**EXERCISE DETAILS:**
Only the lines from the start of the material through the line containing "const tabs = ['Weekly', 'Week" are to be extracted, exactly as they appear.

———

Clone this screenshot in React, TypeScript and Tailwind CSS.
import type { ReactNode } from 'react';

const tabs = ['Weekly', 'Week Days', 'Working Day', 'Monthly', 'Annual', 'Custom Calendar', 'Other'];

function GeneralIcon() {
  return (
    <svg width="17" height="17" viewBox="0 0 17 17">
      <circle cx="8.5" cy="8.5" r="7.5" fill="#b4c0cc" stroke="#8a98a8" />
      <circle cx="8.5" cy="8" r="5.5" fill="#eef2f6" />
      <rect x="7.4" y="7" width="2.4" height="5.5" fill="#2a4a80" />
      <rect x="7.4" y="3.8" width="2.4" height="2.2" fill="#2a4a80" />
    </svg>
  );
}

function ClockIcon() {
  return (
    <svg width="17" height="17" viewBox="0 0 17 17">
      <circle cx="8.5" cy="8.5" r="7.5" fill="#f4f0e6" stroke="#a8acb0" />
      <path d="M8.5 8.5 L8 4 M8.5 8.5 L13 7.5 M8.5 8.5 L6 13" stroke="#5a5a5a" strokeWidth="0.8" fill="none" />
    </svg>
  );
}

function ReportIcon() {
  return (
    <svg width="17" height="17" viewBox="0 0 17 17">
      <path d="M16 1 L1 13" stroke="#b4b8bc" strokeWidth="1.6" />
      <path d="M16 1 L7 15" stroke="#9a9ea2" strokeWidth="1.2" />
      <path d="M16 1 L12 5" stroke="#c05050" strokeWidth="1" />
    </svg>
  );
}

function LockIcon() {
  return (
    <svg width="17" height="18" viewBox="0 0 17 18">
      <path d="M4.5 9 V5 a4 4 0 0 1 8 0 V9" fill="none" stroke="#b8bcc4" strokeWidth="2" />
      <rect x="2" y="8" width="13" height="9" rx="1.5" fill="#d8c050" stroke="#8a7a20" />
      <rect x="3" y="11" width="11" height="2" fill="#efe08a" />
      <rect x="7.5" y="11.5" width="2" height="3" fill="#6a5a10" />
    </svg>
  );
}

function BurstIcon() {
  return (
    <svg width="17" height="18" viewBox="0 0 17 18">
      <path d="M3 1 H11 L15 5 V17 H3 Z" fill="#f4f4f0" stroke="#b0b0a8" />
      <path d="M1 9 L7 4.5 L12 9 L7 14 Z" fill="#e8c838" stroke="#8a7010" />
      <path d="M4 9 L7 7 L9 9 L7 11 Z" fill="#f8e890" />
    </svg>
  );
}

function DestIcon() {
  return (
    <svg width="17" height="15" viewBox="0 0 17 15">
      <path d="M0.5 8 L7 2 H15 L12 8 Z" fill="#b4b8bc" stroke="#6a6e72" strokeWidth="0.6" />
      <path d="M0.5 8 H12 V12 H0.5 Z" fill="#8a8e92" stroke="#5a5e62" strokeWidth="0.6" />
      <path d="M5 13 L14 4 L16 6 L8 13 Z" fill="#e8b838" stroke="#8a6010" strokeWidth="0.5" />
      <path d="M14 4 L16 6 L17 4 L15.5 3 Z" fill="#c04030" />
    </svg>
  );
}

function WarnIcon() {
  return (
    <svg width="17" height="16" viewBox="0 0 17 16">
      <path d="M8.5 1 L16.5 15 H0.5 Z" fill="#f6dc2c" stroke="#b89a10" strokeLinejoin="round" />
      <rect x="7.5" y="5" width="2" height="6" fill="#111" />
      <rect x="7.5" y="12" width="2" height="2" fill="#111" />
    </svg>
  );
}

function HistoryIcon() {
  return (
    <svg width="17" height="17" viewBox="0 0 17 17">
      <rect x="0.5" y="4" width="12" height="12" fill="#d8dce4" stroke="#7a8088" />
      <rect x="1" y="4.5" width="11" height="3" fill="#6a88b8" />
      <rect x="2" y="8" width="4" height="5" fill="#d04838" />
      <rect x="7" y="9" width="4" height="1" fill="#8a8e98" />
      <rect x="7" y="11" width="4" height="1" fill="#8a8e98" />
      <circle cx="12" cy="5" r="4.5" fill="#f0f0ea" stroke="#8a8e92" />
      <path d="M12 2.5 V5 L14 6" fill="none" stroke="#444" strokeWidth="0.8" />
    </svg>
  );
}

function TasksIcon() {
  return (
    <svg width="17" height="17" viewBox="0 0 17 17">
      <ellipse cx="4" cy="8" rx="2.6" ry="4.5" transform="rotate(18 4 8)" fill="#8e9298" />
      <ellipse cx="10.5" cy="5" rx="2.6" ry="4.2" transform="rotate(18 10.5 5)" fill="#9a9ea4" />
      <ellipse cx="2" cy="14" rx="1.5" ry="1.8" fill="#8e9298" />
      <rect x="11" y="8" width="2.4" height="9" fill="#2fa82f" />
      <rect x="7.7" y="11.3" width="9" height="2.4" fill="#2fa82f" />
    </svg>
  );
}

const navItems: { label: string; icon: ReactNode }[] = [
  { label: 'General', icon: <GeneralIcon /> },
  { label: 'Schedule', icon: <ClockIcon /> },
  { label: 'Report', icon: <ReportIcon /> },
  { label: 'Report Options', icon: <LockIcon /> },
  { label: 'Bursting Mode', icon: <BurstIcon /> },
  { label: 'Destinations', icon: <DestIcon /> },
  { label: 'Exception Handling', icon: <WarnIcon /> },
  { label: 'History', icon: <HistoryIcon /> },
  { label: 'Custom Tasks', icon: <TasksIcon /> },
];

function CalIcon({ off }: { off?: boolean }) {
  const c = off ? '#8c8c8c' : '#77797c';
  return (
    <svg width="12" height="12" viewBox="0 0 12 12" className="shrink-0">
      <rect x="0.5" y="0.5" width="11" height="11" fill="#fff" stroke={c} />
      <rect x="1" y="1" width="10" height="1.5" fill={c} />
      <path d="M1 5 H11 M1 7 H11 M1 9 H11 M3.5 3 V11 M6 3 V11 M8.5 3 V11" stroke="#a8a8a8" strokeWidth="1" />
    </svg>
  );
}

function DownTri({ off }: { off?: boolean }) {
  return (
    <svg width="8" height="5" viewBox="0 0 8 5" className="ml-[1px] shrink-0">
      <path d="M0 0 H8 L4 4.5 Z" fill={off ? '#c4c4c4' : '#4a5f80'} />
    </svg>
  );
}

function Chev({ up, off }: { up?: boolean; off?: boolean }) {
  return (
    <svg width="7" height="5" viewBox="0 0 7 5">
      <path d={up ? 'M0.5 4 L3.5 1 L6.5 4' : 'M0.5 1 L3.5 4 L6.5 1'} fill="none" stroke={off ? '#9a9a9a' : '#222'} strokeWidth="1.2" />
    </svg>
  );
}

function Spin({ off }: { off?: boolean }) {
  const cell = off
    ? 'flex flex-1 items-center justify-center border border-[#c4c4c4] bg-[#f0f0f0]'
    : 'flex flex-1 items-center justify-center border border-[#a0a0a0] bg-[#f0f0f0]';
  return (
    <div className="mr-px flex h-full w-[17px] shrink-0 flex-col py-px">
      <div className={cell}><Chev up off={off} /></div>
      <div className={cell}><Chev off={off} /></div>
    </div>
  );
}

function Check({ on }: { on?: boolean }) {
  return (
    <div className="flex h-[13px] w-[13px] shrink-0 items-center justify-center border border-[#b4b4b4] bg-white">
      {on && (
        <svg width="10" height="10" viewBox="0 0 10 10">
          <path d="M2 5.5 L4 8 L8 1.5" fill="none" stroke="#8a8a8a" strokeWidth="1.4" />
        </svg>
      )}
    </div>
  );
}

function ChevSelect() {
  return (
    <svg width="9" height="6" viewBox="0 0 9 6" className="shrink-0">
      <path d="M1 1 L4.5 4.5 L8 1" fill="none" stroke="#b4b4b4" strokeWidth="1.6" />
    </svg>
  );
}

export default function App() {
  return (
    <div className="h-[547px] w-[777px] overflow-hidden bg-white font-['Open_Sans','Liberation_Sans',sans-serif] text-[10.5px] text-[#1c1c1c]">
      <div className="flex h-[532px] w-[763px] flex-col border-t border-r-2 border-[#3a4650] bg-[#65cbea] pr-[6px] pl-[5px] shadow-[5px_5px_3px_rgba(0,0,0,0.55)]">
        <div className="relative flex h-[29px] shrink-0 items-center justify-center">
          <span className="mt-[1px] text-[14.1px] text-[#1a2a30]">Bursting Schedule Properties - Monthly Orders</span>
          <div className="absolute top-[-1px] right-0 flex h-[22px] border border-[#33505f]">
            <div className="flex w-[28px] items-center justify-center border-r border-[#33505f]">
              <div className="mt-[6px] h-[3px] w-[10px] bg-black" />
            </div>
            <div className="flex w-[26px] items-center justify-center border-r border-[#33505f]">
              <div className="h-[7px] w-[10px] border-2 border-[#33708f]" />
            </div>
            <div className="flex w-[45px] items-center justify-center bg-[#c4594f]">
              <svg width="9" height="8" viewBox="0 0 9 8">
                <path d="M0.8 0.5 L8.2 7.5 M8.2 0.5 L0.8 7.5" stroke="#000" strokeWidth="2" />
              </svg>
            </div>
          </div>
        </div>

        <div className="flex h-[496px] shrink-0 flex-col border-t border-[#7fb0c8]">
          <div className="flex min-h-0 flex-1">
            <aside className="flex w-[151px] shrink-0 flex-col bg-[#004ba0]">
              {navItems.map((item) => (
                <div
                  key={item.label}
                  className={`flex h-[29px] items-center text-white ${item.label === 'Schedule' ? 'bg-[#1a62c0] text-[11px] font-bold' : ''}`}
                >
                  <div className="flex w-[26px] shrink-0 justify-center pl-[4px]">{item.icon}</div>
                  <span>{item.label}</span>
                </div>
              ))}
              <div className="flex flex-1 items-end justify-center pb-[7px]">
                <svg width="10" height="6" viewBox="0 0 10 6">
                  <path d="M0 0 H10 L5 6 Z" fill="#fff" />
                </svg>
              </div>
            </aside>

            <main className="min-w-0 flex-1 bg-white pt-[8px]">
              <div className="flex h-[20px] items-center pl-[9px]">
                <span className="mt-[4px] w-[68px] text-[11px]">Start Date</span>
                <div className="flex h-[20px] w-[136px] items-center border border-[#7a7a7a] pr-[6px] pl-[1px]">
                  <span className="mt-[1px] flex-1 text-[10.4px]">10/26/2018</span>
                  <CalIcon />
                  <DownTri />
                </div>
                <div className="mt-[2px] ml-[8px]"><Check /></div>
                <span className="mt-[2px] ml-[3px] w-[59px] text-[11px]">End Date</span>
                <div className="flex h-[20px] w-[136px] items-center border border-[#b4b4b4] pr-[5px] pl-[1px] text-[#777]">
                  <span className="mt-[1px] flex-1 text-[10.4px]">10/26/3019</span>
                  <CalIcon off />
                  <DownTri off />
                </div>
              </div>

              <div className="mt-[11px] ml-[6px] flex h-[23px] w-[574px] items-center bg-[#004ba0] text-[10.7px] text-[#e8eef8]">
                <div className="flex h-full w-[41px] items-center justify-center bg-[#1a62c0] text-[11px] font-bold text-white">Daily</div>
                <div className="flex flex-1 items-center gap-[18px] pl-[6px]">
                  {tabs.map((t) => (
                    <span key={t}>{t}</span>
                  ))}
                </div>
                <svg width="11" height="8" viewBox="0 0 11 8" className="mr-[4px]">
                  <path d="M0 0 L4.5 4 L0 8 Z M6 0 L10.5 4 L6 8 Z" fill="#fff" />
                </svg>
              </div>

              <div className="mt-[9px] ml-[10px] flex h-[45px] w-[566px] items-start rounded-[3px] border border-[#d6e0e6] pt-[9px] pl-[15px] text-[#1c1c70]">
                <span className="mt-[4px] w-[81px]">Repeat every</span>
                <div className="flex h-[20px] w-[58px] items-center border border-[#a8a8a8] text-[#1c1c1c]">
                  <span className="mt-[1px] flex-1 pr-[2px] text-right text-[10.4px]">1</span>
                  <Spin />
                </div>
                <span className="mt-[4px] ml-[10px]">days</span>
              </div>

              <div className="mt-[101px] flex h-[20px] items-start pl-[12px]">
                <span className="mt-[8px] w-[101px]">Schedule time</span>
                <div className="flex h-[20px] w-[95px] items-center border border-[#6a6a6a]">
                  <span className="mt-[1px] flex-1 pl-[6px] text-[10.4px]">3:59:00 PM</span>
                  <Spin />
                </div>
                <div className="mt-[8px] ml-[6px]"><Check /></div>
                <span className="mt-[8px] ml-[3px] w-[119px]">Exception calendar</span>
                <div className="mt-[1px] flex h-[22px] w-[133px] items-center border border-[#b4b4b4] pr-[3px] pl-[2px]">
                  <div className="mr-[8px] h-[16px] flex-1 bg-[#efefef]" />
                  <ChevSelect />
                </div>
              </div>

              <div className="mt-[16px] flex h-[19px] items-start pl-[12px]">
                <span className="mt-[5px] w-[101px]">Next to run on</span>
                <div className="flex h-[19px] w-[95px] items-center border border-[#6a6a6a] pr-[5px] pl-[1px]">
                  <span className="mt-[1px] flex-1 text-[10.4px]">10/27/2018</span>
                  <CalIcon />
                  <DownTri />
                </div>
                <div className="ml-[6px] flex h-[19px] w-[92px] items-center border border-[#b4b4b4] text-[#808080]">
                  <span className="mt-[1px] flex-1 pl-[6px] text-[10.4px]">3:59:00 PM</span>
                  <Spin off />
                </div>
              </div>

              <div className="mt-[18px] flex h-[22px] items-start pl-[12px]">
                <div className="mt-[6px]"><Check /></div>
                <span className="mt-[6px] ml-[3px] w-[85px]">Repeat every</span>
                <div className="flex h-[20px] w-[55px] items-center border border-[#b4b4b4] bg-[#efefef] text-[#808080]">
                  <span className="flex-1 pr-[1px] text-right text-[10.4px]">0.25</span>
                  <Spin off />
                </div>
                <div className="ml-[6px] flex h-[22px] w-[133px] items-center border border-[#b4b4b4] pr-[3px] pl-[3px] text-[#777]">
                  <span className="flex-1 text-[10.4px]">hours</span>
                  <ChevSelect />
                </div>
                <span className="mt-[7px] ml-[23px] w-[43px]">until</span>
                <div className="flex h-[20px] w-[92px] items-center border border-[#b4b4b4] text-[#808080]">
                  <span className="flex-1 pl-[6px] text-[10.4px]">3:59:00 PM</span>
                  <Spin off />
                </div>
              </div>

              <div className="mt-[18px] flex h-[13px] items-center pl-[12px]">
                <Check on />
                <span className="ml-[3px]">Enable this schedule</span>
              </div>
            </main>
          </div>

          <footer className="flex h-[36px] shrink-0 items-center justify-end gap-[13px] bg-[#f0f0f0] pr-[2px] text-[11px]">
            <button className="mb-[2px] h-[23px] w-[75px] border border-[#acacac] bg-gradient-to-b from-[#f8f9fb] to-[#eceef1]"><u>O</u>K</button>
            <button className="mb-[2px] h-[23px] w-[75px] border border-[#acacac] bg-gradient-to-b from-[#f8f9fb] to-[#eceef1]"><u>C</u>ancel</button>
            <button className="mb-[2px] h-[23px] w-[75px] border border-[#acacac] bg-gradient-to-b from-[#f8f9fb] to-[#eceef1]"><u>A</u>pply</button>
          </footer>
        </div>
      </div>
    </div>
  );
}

———

**OUTPUT BELOW:**
Clone this screenshot in React, TypeScript and Tailwind CSS.
import type { ReactNode } from 'react';

const tabs = ['Weekly', 'Week Days', 'Working Day', 'Monthly', 'Annual', 'Custom Calendar', 'Other'];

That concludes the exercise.